Billy Epting, 27, chose a graduate program and research position at Carnegie Mellon University over offers from two other prestigious schools in the nation. (Photo by Ohad Cadji)
Billy Epting, 27, chose a graduate program and research position at Carnegie Mellon University over offers from two other prestigious schools in the nation. (Photo by Ohad Cadji)
Pittsburgh has been growing its Millennial population over the last 15 years, and there aren’t just more young adults, they’re more educated.
The city has the second-highest “brain gain” among America’s largest 51 metros. Boston was the only city to outpace Pittsburgh in the increase of residents with a bachelor’s degree or more between 2000 and 2013, according to an analysis by the Praxis Strategy Group.

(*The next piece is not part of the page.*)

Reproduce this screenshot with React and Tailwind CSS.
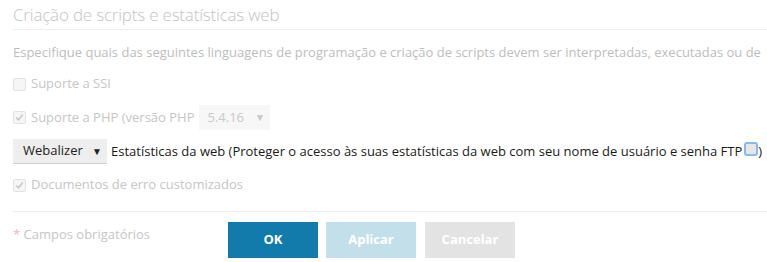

Pittsburgh is one of three regions where more than 20 percent of young workers have earned advanced degrees, according to PittsburghTODAY’s 2012 Young Adult Report.
Big tech companies are following the talent. Companies who have opened up shop in Pittsburgh include Apple, Google, Intel, Microsoft, Uber and Walt Disney, many of which collaborate with universities on private development projects.
Cleveland State University research fellow Jim Russell analyzed the link between the growing number of educated Millennials in Pittsburgh and the surge in its education and knowledge creation sector, also referred to as the ‘eds and meds.’
In fact, to hear some Pittsburgh leaders talk, you’d think the only Millennials here are part of the ‘eds and meds’ sector. But those aren’t the only jobs available.
“Research development expenditures at universities — that’s something that Pittsburgh thrives at,” Russell said. “It’s the education and knowledge creation industries that are driving the educational attainment rise …That’s the engine that’s causing the demographic transformation.”
Billy Epting is one of these high achievers.
As a mechanical engineering graduate of the University of Pittsburgh, his choices for a graduate program were wide open.
He got three acceptance letters: one to Stanford (often ranked the country’s No. 1 MechE program), another to Johns Hopkins (can we say ‘name recognition?’) and the third, right in Pitt’s backyard, to Carnegie Mellon.
Epting, 27, chose CMU because he would be working in a lab under one of the top professors in the field.
“I think it does speak to the competitiveness of Pittsburgh’s higher education and research scene that I was able to find a good opportunity here,” he said.